After the services James pulled me outside away from the crowd so as not to be plagued by introductions, I sort of fell in love with him again all of a sudden because I hate getting introduced to people I am never going to talk to again. Although I realized that he was doing it just as much for him as for me. All in all I am a very shy and very unfriendly person most of the time unless I know I am going to see that person again. I just think it’s sort of a waste of time. Either way we found J.J. who is a junior now in high school (James’ sister) playing with a little def boy who was so un-shy I felt silly about running out the church so quickly. James and J.J. chased the boy around the courtyard getting them selves wet with dew. He was laughing so hard and jumping all over the two of them. I wondered how he kept himself interested in the service and watching people ringing silent bells.

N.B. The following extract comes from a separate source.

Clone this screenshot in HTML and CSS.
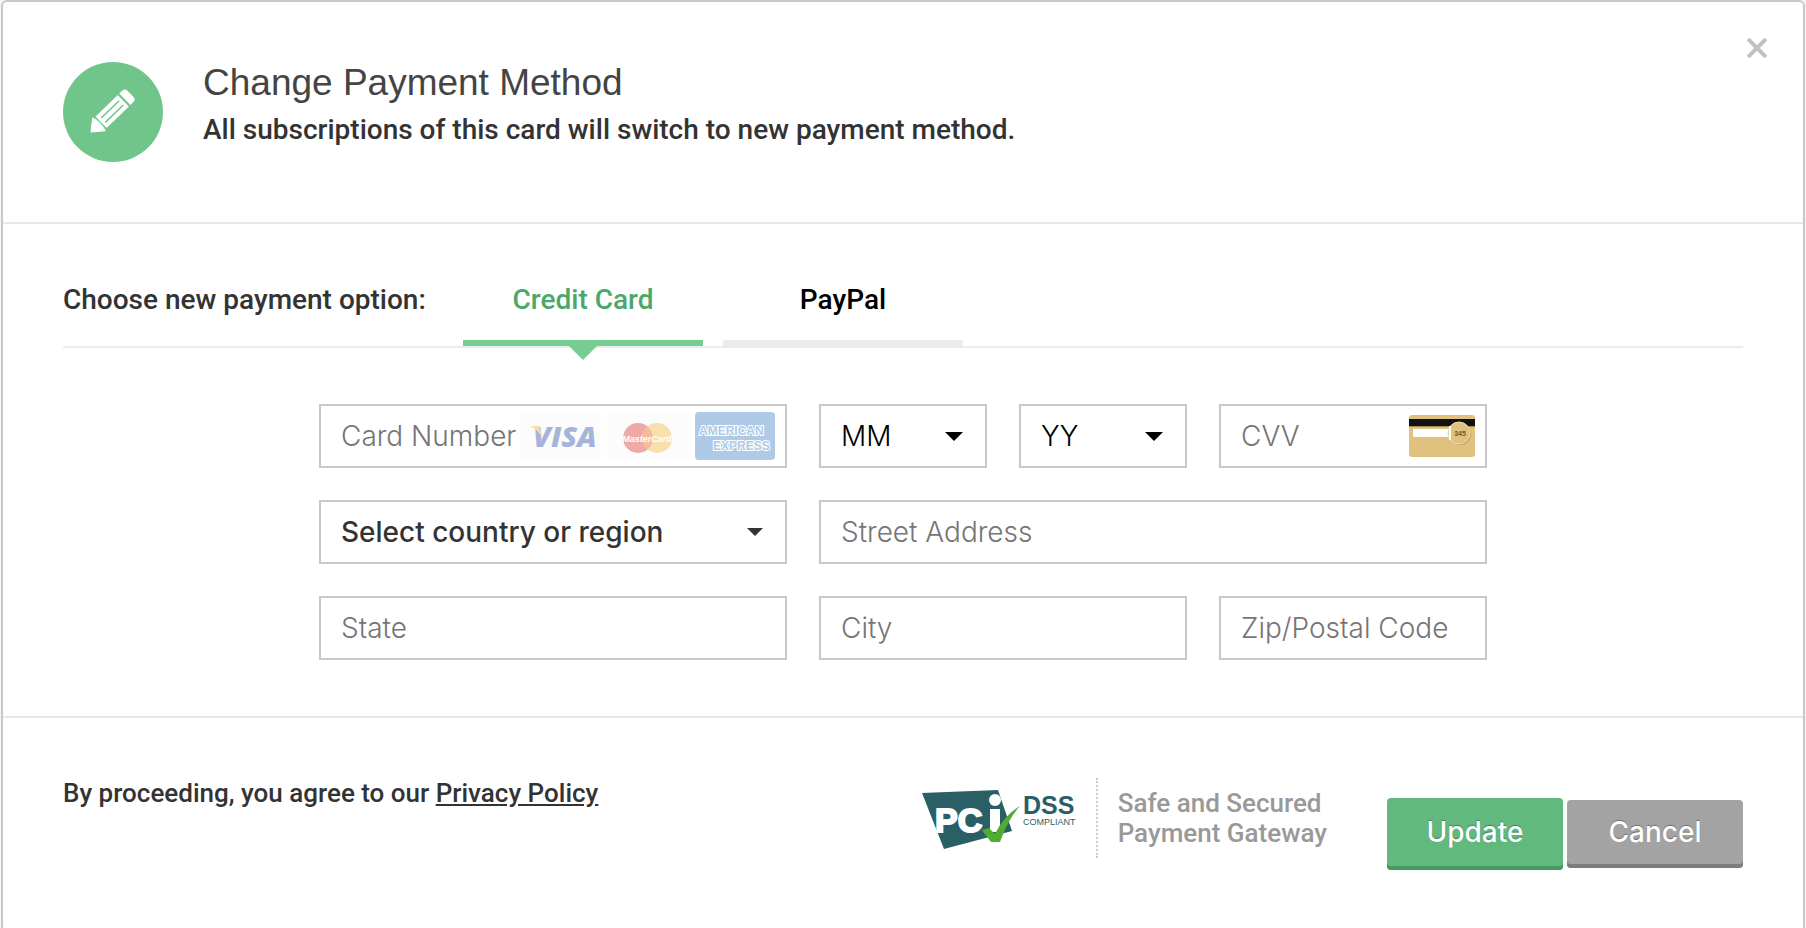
FILE: index.html
```
<!DOCTYPE html>
<html lang="en">
<head>
    <meta charset="UTF-8">
    <meta name="viewport" content="width=device-width, initial-scale=1.0">
    <title>Change Payment Method</title>
    <link rel="stylesheet" href="styles.css">
</head>
<body>
    <div class="dialog" role="dialog" aria-labelledby="dialogTitle">
        <button type="button" class="close" aria-label="Close">
            <svg width="20" height="20" viewBox="0 0 20 20"><path d="M1 1L19 19M19 1L1 19" stroke="#c1c1c1" stroke-width="4"/></svg>
        </button>

        <div class="dialog-head">
            <div class="head-icon">
                <svg width="100" height="100" viewBox="0 0 100 100">
                    <g transform="translate(28 70) rotate(-44)">
                        <path d="M0 0L11 -9Q14 0 11 9Z" fill="#fff" stroke="#fff" stroke-linejoin="round"/>
                        <rect x="14" y="-8" width="31" height="16" fill="#fff"/>
                        <path d="M17 -3H42M17 3H42" stroke="#6fc58a" stroke-width="1.5"/>
                        <path d="M47 -8H51Q55 -8 55 -4V4Q55 8 51 8H47Z" fill="#fff"/>
                    </g>
                </svg>
            </div>
            <div>
                <h1 class="title" id="dialogTitle">Change Payment Method</h1>
                <p class="subtitle">All subscriptions of this card will switch to new payment method.</p>
            </div>
        </div>

        <form>
            <div class="dialog-body">
                <div class="tabs">
                    <span class="tabs-label">Choose new payment option:</span>
                    <button type="button" class="tab active">Credit Card</button>
                    <button type="button" class="tab">PayPal</button>
                </div>

                <div class="fields">
                    <div class="field">
                        <input type="text" name="card" placeholder="Card Number" aria-label="Card Number">
                        <div class="cards">
                            <svg width="80" height="48" viewBox="0 0 80 48">
                                <rect width="80" height="48" rx="4" fill="#fcfcfc"/>
                                <text x="12" y="35" font-size="29" class="visa">VISA</text>
                                <path d="M9 14H18L22 27Q18 18 9 14Z" fill="#f8dca3"/>
                            </svg>
                            <svg width="80" height="48" viewBox="0 0 80 48">
                                <rect width="80" height="48" rx="4" fill="#fcfcfc"/>
                                <circle cx="30" cy="26" r="15" fill="#efa9a7"/>
                                <circle cx="49" cy="26" r="15" fill="#f8dfac"/>
                                <path d="M39.500 14.400A15 15 0 0 1 39.500 37.600A15 15 0 0 1 39.500 14.400Z" fill="#f2bd9c"/>
                                <text x="39" y="30" font-size="9" text-anchor="middle" class="mc">MasterCard</text>
                            </svg>
                            <svg width="80" height="48" viewBox="0 0 80 48">
                                <rect width="80" height="48" rx="4" fill="#aecae6"/>
                                <text x="4" y="23" font-size="12" class="amex">AMERICAN</text>
                                <text x="18" y="38" font-size="12" class="amex">EXPRESS</text>
                            </svg>
                        </div>
                    </div>
                    <div class="field select">
                        <select name="month" aria-label="Expiry month"><option>MM</option></select>
                    </div>
                    <div class="field select">
                        <select name="year" aria-label="Expiry year"><option>YY</option></select>
                    </div>
                    <div class="field">
                        <input type="text" name="cvv" placeholder="CVV" aria-label="CVV">
                        <svg width="66" height="42" viewBox="0 0 66 42">
                            <rect width="66" height="42" rx="3" fill="#e0c17e"/>
                            <rect y="4" width="66" height="7" fill="#111"/>
                            <rect y="11" width="66" height="1" fill="#a3874e"/>
                            <rect x="4" y="14" width="38" height="8" fill="#fff"/>
                            <circle cx="51" cy="19" r="11" fill="#b99c5e"/>
                            <circle cx="50" cy="18" r="11" fill="#e0c17e" stroke="#efdcae"/>
                            <path d="M41 11V25" stroke="#fff" stroke-width="2"/>
                            <text x="51" y="21" font-size="7" text-anchor="middle" class="cvv">345</text>
                        </svg>
                    </div>

                    <div class="field select country">
                        <select name="country" aria-label="Country or region"><option>Select country or region</option></select>
                    </div>
                    <div class="field span3">
                        <input type="text" name="street" placeholder="Street Address" aria-label="Street Address">
                    </div>

                    <div class="field">
                        <input type="text" name="state" placeholder="State" aria-label="State">
                    </div>
                    <div class="field span2">
                        <input type="text" name="city" placeholder="City" aria-label="City">
                    </div>
                    <div class="field">
                        <input type="text" name="zip" placeholder="Zip/Postal Code" aria-label="Zip/Postal Code">
                    </div>
                </div>
            </div>

            <div class="dialog-foot">
                <p class="agree">By proceeding, you agree to our <a href="#">Privacy Policy</a></p>
                <div class="pci">
                    <svg width="154" height="66" viewBox="0 0 154 66">
                        <path d="M0 8L76 5L90 46L22 64Z" fill="#2b5f66"/>
                        <text x="13" y="47" font-size="34" class="pci-text">PC</text>
                        <circle cx="73" cy="15" r="6" fill="#fff"/>
                        <path d="M68 24H78V47H68Z" fill="#fff"/>
                        <path d="M60 45L67 43L73 49Q82 30 98 21Q86 34 78 57H69Z" fill="#4fae32"/>
                        <text x="101" y="29" font-size="25" class="dss">DSS</text>
                        <text x="101" y="40" font-size="9" class="compliant">COMPLIANT</text>
                    </svg>
                </div>
                <p class="secured">Safe and Secured<br>Payment Gateway</p>
                <div class="buttons">
                    <button type="submit" class="button update">Update</button>
                    <button type="button" class="button cancel">Cancel</button>
                </div>
            </div>
        </form>
    </div>
</body>
</html>
```
FILE: styles.css
```
* {
    margin: 0;
    padding: 0;
    box-sizing: border-box;
}
body {
    background: #f5f5f5;
    color: #333;
    font-family: Roboto, "Liberation Sans", sans-serif;
    font-size: 28px;
    font-weight: 500;
    overflow: hidden;
}
button,
input,
select {
    border: 0;
    background: none;
    color: inherit;
    font: inherit;
}
button {
    cursor: pointer;
}
svg {
    display: block;
    flex: none;
}
.dialog {
    position: relative;
    min-height: calc(100vh + 2px);
    margin: 0 1px;
    border: 2px solid #c8c8c8;
    border-radius: 6px;
    background: #fff;
}
.close {
    position: absolute;
    top: 36px;
    right: 36px;
}

/* header */
.dialog-head {
    display: flex;
    gap: 40px;
    padding: 60px;
    border-bottom: 2px solid #e8e8e8;
}
.head-icon {
    flex: none;
    width: 100px;
    height: 100px;
    border-radius: 50%;
    background: #6fc58a;
}
.title {
    color: #444;
    font-family: "Liberation Sans", sans-serif;
    font-size: 37px;
    font-weight: 400;
    line-height: 42px;
}
.subtitle {
    margin-top: 4px;
    line-height: 44px;
}

/* payment option */
.dialog-body {
    padding: 36px 60px 56px;
}
.tabs {
    display: flex;
    border-bottom: 2px solid #ececec;
    line-height: 80px;
}
.tabs-label {
    width: 400px;
}
.tab {
    position: relative;
    width: 240px;
    margin-right: 20px;
    border-bottom: 6px solid #ececec;
    color: #000;
}
.tab.active {
    border-color: #77cd91;
    color: #4aa86b;
}
.tab.active::after {
    content: "";
    position: absolute;
    top: 100%;
    left: 50%;
    margin: 6px 0 0 -14px;
    border: 14px solid transparent;
    border-top-color: #77cd91;
    border-bottom: 0;
}
.fields {
    display: grid;
    grid-template-columns: 468fr 168fr 168fr 268fr;
    gap: 32px;
    max-width: 1168px;
    margin: 56px auto 0;
}
.field {
    display: flex;
    align-items: center;
    min-width: 0;
    height: 64px;
    padding-right: 10px;
    border: 2px solid #c8c8c8;
    font-family: Inter, "Liberation Sans", sans-serif;
    font-weight: 300;
}
.field input,
.field select {
    flex: 1;
    width: 100%;
    min-width: 0;
    height: 60px;
    padding-left: 20px;
    outline: none;
}
.field input::placeholder {
    color: #757575;
    opacity: 1;
}
.span2 {
    grid-column: span 2;
}
.span3 {
    grid-column: span 3;
}
.cards {
    display: flex;
    gap: 7px;
}
.select {
    padding-right: 22px;
    color: #000;
}
.select select {
    appearance: none;
}
.select::after {
    content: "";
    border: 9px solid transparent;
    border-top-color: currentColor;
    border-bottom: 0;
}
.country {
    color: #333;
    font-weight: 500;
}
.country::after {
    border-width: 8px 8px 0;
}

/* logos */
.visa {
    fill: #a5b5da;
    font-family: "Open Sans", sans-serif;
    font-style: italic;
    font-weight: 800;
}
.mc {
    fill: #fff;
    font-family: "Liberation Sans", sans-serif;
    font-style: italic;
    font-weight: 700;
}
.amex {
    fill: #aecae6;
    stroke: #fff;
    stroke-width: 2px;
    paint-order: stroke;
    font-family: "Liberation Sans", sans-serif;
    font-weight: 700;
}
.cvv {
    fill: #6b5a33;
    font-family: "Liberation Sans", sans-serif;
    font-weight: 700;
}
.pci-text {
    fill: #fff;
    stroke: #fff;
    stroke-width: 2px;
    font-family: "Liberation Sans", sans-serif;
    font-weight: 700;
}
.dss,
.compliant {
    fill: #2b5f66;
    font-family: "Liberation Sans", sans-serif;
    font-weight: 700;
}
.compliant {
    font-weight: 400;
}

/* footer */
.dialog-foot {
    display: flex;
    align-items: flex-start;
    padding: 60px;
    border-top: 2px solid #e8e8e8;
    font-size: 26px;
    line-height: 30px;
}
.agree {
    flex: 1;
}
.agree a {
    color: inherit;
}
.pci {
    display: flex;
    align-items: center;
    height: 80px;
    padding-right: 20px;
    border-right: 2px dotted #ccc;
}
.secured {
    padding: 10px 60px 10px 20px;
    color: #999;
}
.buttons {
    display: flex;
    align-items: center;
    gap: 4px;
    margin-top: 20px;
}
.button {
    width: 176px;
    height: 72px;
    padding-bottom: 4px;
    border-radius: 4px;
    background: #62b97e;
    box-shadow: inset 0 -4px #469a5e;
    color: #fff;
    font-family: Inter, "Liberation Sans", sans-serif;
    font-size: 28px;
    text-shadow: 0 -1px 1px rgba(0, 0, 0, .3);
}
.cancel {
    height: 68px;
    background: #a3a3a3;
    box-shadow: inset 0 -4px #7d7d7d;
}
```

Shelby and Doug (James’ step dad) thanked me for coming in the car and we got back to their house and it seemed as if we had never even gone to church at all and I wondered how much they thought about the service or how it much it touched them at all. In fact through the whole ceremony I looked around at other folks wondering exactly what they were thinking and whether it had anything to do with church at all, I wondered how many of them would go home having been touched by it or just brushed by it. We opened presents and I got so much from their family it was insane: gloves, slippers, a blanket, a scarf, a journal, and a funny hat. Opening that many gifts from people I hardly know was probably one of the more awkward things I have done with that family, I found myself wanting to be back in the church where inside the community individuals would leave each other alone for a while to focus on something else.
In the end I realized I was not nearly as touched by the service as I have been in other obscure moments of my life. Nothing the pastor said actually made me feel spiritually enlightened as much as it taught me more about morals and how to live physically. Nothing really mentally entered my being except for knowledge about the experience and interesting anecdotes, which I have written here. What I mean to say is I have had other times looking at a sunset, or watching a movie, or reading a book, or listening to music, or laughing with friends or feeling complete joy in the arms of James where I have felt more ‘spiritual related energy’ flowing through me and between the things I am encountering. In other moments I have felt more love and light then anything I’ve remotely felt at religious related activities. But then again maybe it’s because I am not opening my heart like a real yogi to the divine. I am skeptical, reason driven and starving for knowledge of things I have no idea about and that is why nothing can really reach me the way it can others. I do not think this is bad, I just think that it is me. And will keep walking this path and do it the way I have been molded because that it all I can do.